Tahapan ketiga adalah dipilih oleh pemilih. Jika mengacu pada data BPS seperti yang telah dijelaskan di atas, capres perempuan memiliki peluang besar jika berhasil meraih seluruh suara pemilih perempuan yang jumlahnya seimbang dengan pemilih laki-laki.
Dari sini, terlihat bahwa sebenarnya jalan bagi perempuan untuk menjadi capres, bahkan memenangi pemilu dan menjadi presiden di 2024 cukup terbuka. Namun, jika dilihat lebih dalam lagi, absennya kandidat perempuan dalam bursa pemilihan presiden di Indonesia bisa disebabkan oleh situasi politik yang belum ramah perempuan. Hal ini dapat dilihat dari dua aspek, pertama partai politik yang masih setengah hati menerapkan kuota 30% perempuan, baik di kepengurusan ataupun kandidasi calon anggota legislatif. Hasilnya, belum terpenuhi 30% kuota perempuan di parlemen. Selain itu, perempuan juga sering kali tidak dilibatkan dalam proses pengambilan keputusan di internal partai politik. Aspek kedua adalah tidak semua pemilih perempuan bersedia untuk memilih kandidat perempuan.
Apa yang Harus Dilakukan
Mengingat waktu yang tersisa tiga tahun lagi, maka terdapat beberapa hal yang penting untuk dilakukan capres perempuan. Pertama, memantapkan diri dan yakin bahwa perempuan bisa menjadi presiden. Setelah itu mulai berhitung modal kapital yang dimiliki. Tidak bisa dipungkiri bahwa menjadi seorang calon presiden akan membutuhkan ongkos politik besar. Selain itu, penting untuk membentuk tim sukses dan jaringan yang kuat hingga ke akar rumput.

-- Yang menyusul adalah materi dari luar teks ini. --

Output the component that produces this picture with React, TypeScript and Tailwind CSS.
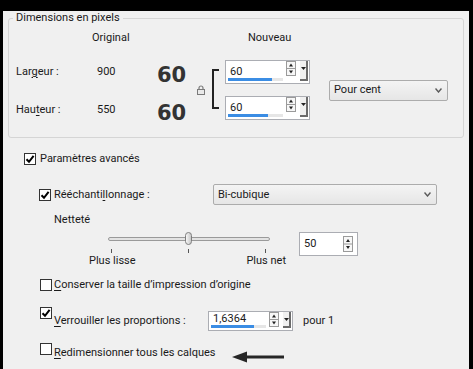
import type { ReactNode } from "react"

function Check({ checked }: { checked?: boolean }) {
  return (
    <div className="flex h-[12px] w-[12px] shrink-0 items-center justify-center border border-[#333333] bg-white">
      {checked && (
        <svg width="10" height="10" viewBox="0 0 10 10">
          <path d="M1.5 5.2 L4 7.8 L8.6 1.8" fill="none" stroke="#000" strokeWidth="2" />
        </svg>
      )}
    </div>
  )
}

function Arrows({ h = 15 }: { h?: number }) {
  return (
    <svg width="10" height={h} viewBox={`0 0 10 ${h}`} className="shrink-0">
      <rect x="0.5" y="0.5" width="9" height={h - 1} fill="#f7f7f7" stroke="#9a9a9a" />
      <line x1="0.5" y1={h / 2} x2="9.5" y2={h / 2} stroke="#9a9a9a" />
      <path d={`M3 ${h / 2 - 2} L5 ${h / 2 - 5} L7 ${h / 2 - 2} Z`} fill="#222" />
      <path d={`M3 ${h / 2 + 2} L5 ${h / 2 + 5} L7 ${h / 2 + 2} Z`} fill="#222" />
    </svg>
  )
}

function MiniMenu({ h = 20 }: { h?: number }) {
  return (
    <div
      className="flex w-[8px] shrink-0 items-start justify-center border-r-2 border-b-2 border-r-[#6b6b6b] border-b-[#6b6b6b] bg-[#f0f0f0] pt-[6px]"
      style={{ height: h }}
    >
      <svg width="5" height="3" viewBox="0 0 5 3">
        <path d="M0 0 L5 0 L2.5 3 Z" fill="#222" />
      </svg>
    </div>
  )
}

function Spin({
  value,
  w,
  h,
  track,
  fill,
  menu,
}: {
  value: string
  w: number
  h: number
  track?: number
  fill?: number
  menu?: boolean
}) {
  return (
    <div className="flex border border-[#abadb3] bg-white" style={{ width: w, height: h }}>
      <div className="flex flex-1 flex-col justify-end">
        <div className={track ? "pl-[4px] leading-[13px]" : "pl-[4px] leading-[14px] pb-[4px]"}>{value}</div>
        {track ? (
          <div className="mb-[2px] ml-[2px] h-[3px] bg-[#e6e6e6]" style={{ width: track }}>
            <div className="h-full bg-[#3b8de4]" style={{ width: fill }} />
          </div>
        ) : null}
      </div>
      <div className={menu ? "mr-[1px] flex gap-[4px]" : "mr-[4px] flex items-center"}>
        <Arrows h={menu ? Math.min(15, h - 5) : 16} />
        {menu && <MiniMenu h={h - 4} />}
      </div>
    </div>
  )
}

function Combo({ label, w, h }: { label: string; w: number; h: number }) {
  return (
    <div
      className="flex items-center justify-between rounded-[2px] border border-[#acacac] bg-gradient-to-b from-[#f4f4f4] to-[#e6e6e6] pl-[4px] pr-[5px]"
      style={{ width: w, height: h }}
    >
      <span>{label}</span>
      <svg width="7" height="5" viewBox="0 0 7 5">
        <path d="M0.5 0.5 L3.5 4 L6.5 0.5" fill="none" stroke="#5a5a5a" strokeWidth="1.4" />
      </svg>
    </div>
  )
}

function U({ children }: { children: ReactNode }) {
  return <span className="underline underline-offset-2">{children}</span>
}

export default function App() {
  return (
    <div className="h-[369px] w-[473px] bg-black pt-[3px] pl-[3px] pr-[4px] pb-[3px]">
      <div className="h-full bg-[#f0f0f0] font-['Roboto',sans-serif] text-[11px] text-[#1a1a1a]">
        <fieldset className="mx-[5px] mt-[8px] h-[127px] rounded-[3px] border border-[#d5d5d5]">
          <legend className="ml-[4px] px-[3px] leading-[14px]">Dimensions en pixels</legend>
          <div className="pl-[7px] pt-[6px]">
            <div className="flex leading-[14px]">
              <span className="w-[76px]" />
              <span className="w-[156px]">Original</span>
              <span>Nouveau</span>
            </div>
            <div className="mt-[15px] grid grid-cols-[76px_65px_38px_15px_15px_85px_138px] grid-rows-[24px_24px] gap-y-[12px] items-center">
              <div>
                Lar<U>g</U>eur :
              </div>
              <div className="pl-[5px]">900</div>
              <div className="pt-[5px] font-['DejaVu_Sans',sans-serif] text-[21px] font-bold leading-[24px] text-[#333]">60</div>
              <div className="row-span-2 self-center pl-[2px]">
                <svg width="8" height="10" viewBox="0 0 8 10">
                  <path d="M2 4.5 V3 a2 2 0 0 1 4 0 V4.5" fill="none" stroke="#7a7a7a" strokeWidth="1.2" />
                  <rect x="0.5" y="4.5" width="7" height="5" fill="#e9e9e9" stroke="#7a7a7a" />
                </svg>
              </div>
              <div className="row-span-2 self-start pl-[2px] pt-[9px]">
                <div className="h-[40px] w-[7px] border-l-2 border-t-2 border-b-2 border-[#222]" />
              </div>
              <Spin value="60" w={85} h={24} track={55} fill={44} menu />
              <div className="row-span-2 self-center pl-[19px]">
                <Combo label="Pour cent" w={119} h={21} />
              </div>
              <div className="pt-[5px]">
                Hau<U>t</U>eur :
              </div>
              <div className="pl-[5px] pt-[5px]">550</div>
              <div className="pt-[9px] font-['DejaVu_Sans',sans-serif] text-[21px] font-bold leading-[24px] text-[#333]">60</div>
              <Spin value="60" w={85} h={24} track={55} fill={40} menu />
            </div>
          </div>
        </fieldset>

        <div className="flex flex-col pl-[21px] leading-[14px]">
          <div className="mt-[15px] flex h-[12px] items-center gap-[4px]">
            <Check checked />
            <span>Paramètres avancés</span>
          </div>

          <div className="mt-[19px] flex h-[21px] items-center pl-[15px]">
            <Check checked />
            <span className="ml-[3px] w-[159px]">
              Rééchanti<U>l</U>lonnage :
            </span>
            <Combo label="Bi-cubique" w={224} h={21} />
          </div>

          <div className="mt-[8px] pl-[30px]">Netteté</div>

          <div className="mt-[5px] flex items-start">
            <div className="ml-[65px] flex w-[197px] flex-col">
              <div className="relative ml-[19px] h-[13px] w-[162px]">
                <div className="mt-[5px] h-[4px] rounded-full border border-[#9a9a9a] bg-[#e3e3e3]" />
                <div className="absolute left-[77px] top-0 h-[13px] w-[7px] rounded-full border border-[#7d7d7d] bg-gradient-to-r from-[#f6f6f6] to-[#c8c8c8]" />
              </div>
              <div className="mt-[4px] ml-[22px] mr-[20px] flex h-[4px] justify-between">
                <div className="w-px bg-[#555]" />
                <div className="w-px bg-[#555]" />
                <div className="w-px bg-[#555]" />
              </div>
              <div className="mt-[1px] flex justify-between">
                <span>Plus lisse</span>
                <span>Plus net</span>
              </div>
            </div>
            <div className="ml-[13px]">
              <Spin value="50" w={59} h={24} />
            </div>
          </div>

          <div className="mt-[10px] flex h-[13px] items-center pl-[16px]">
            <Check />
            <span className="ml-[2px]">
              <U>C</U>onserver la taille d’impression d’origine
            </span>
          </div>

          <div className="mt-[16px] flex items-start pl-[16px]">
            <Check checked />
            <div className="ml-[2px] mt-[4px] flex items-center">
              <span className="w-[154px]">
                <U>V</U>errouiller les proportions :
              </span>
              <Spin value="1,6364" w={85} h={20} track={55} fill={43} menu />
              <span className="ml-[10px]">pour 1</span>
            </div>
          </div>

          <div className="mt-[12px] flex items-start pl-[16px]">
            <Check />
            <span className="ml-[2px] mt-[3px] w-[178px]">
              <U>R</U>edimensionner tous les calques
            </span>
            <svg width="52" height="12" viewBox="0 0 52 12" className="mt-[8px]">
              <path d="M0 6 L15 0.5 L15 11.5 Z" fill="#262626" />
              <rect x="13" y="4.5" width="39" height="3" fill="#262626" />
            </svg>
          </div>
        </div>
      </div>
    </div>
  )
}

Kedua, menjalin hubungan dengan partai politik. Beberapa partai politik mungkin saat ini telah memiliki capres yang akan dimajukan di Pemilu 2024. Namun, hal tersebut dapat berubah. Hal ini bergantung dari apa yang ditawarkan oleh capres perempuan tersebut serta potensi pemenangannya. Selain itu, penting pula berkomunikasi dengan partai politik yang sekiranya tidak memiliki figur untuk dimajukan. Yang terpenting, capres perempuan sudah memiliki basis massa yang kuat serta pemilih loyal. Jika berhasil meraih dukungan partai politik, capres perempuan akan dibantu oleh partai politik melalui jaringan yang dimiliki. Bahkan, partai politik akan membantu dalam hal finansial untuk keperluan kampanye.
Ketiga, menyuarakan aspirasi perempuan. Penting bagi capres perempuan untuk menargetkan pemilih perempuan mengingat jumlah pemilih perempuan yang cukup banyak. Untuk itu, capres perempuan perlu untuk melakukan riset yang mendalam guna melihat kebutuhan dan keinginan dari pemilih perempuan. Hal ini dapat menjadi bekal dalam berkampanye dan membuat janji-janji politik kepada pemilih perempuan.